Footnote # 3 for 56 FLRA No. 150

   An unjustified or unwarranted personnel action, as defined in 5 C.F.R. § 550.803, means

an act of commission or an act of omission (i.e., failure to take an action or confer a benefit) that an appropriate authority subsequently determines, on the basis of substantive or procedural defects, to have been unjustified or unwarranted under applicable law, Executive order, rule, regulation, or mandatory personnel policy established by an agency or through a collective bargaining agreement. Such actions include personnel actions and pay actions (alone or in combination).

Footnote # 4 for 56 FLRA No. 150

   The Agency states that the DFAS "operates as paymaster" and thus actually made this payment. Exceptions at 23-24. It states that,"[o]ne agency cannot determine that the actions of a separately regulated entity are nondiscretionary and mandatory merely because the pay entity is an agent of the employing activity." Id. To some extent, therefore, it appears to argue that DFAS is ultimately liable for any additional payment.


Footnote # 5 for 56 FLRA No. 150

   The Agency also claims that the Arbitrator "exceeded her authority under the FLSA, and violated the scope of the [Back Pay Act]." Exceptions at 26. As the Agency did not explain what FLSA means, we construe this contention also as a claim that the Arbitrator exceeded the scope of her authority under the Back Pay Act, and that this merely rephrases the Agency's claim that the award is contrary to law, rather than setting forth a separate exception.


Footnote # 6 for 56 FLRA No. 150

   Abramson v.
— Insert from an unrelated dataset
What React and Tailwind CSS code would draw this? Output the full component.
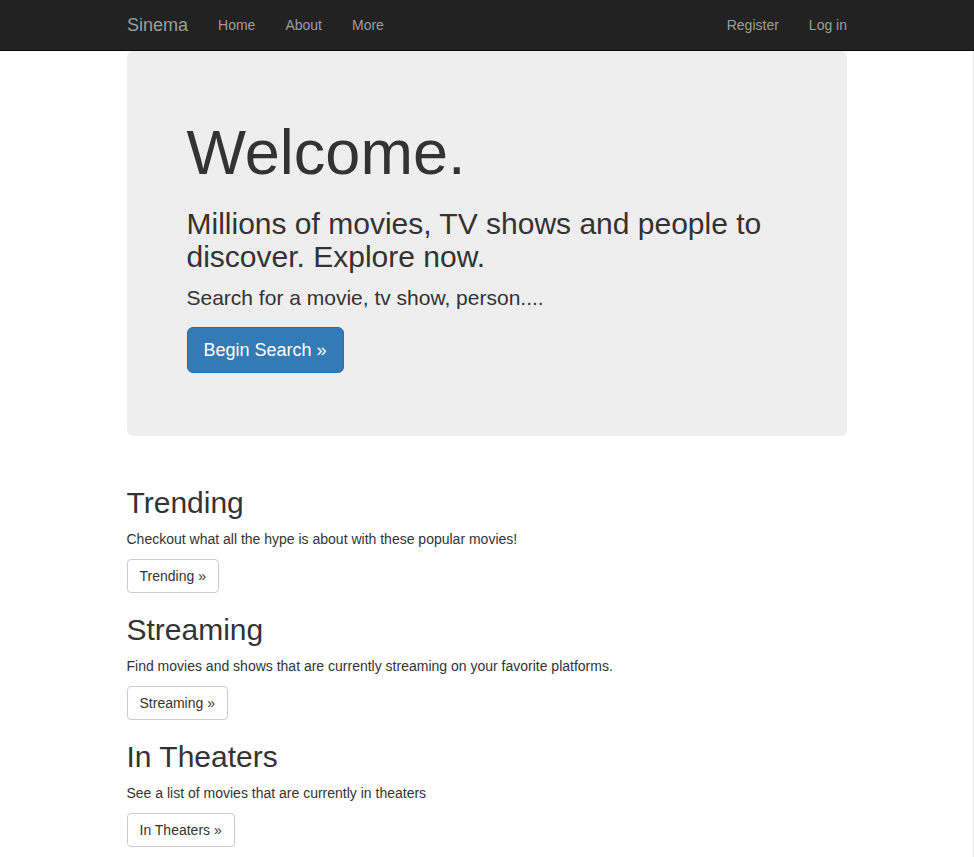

U.S., 42 Fed. Cl. 621 (1998) (addressed whether claim under Fair Labor Standards Act was required to be processed through negotiated grievance procedure instead of raising claim before the court); Brown v. Secretary of the Army, 918 F.2d 214 (D.C. Cir. 1990) (Back Pay Act waiver of sovereign immunity did not authorize prejudgment interest on backpay awards to federal employees denied promotions on basis of discrimination, where there was no proof that employees would have been selected for promotion); Hambsch v. U.S., 857 F.2d 763 (Fed. Cir. 1988) (Claims Court did not have subject matter jurisdiction over employee's claim regarding sick leave); Spagnola v. Stockman, 732 F.2d 908 (Fed. Cir. 1984) (employee detailed to higher-level position well beyond 120-day detail period was not entitled to recover backpay).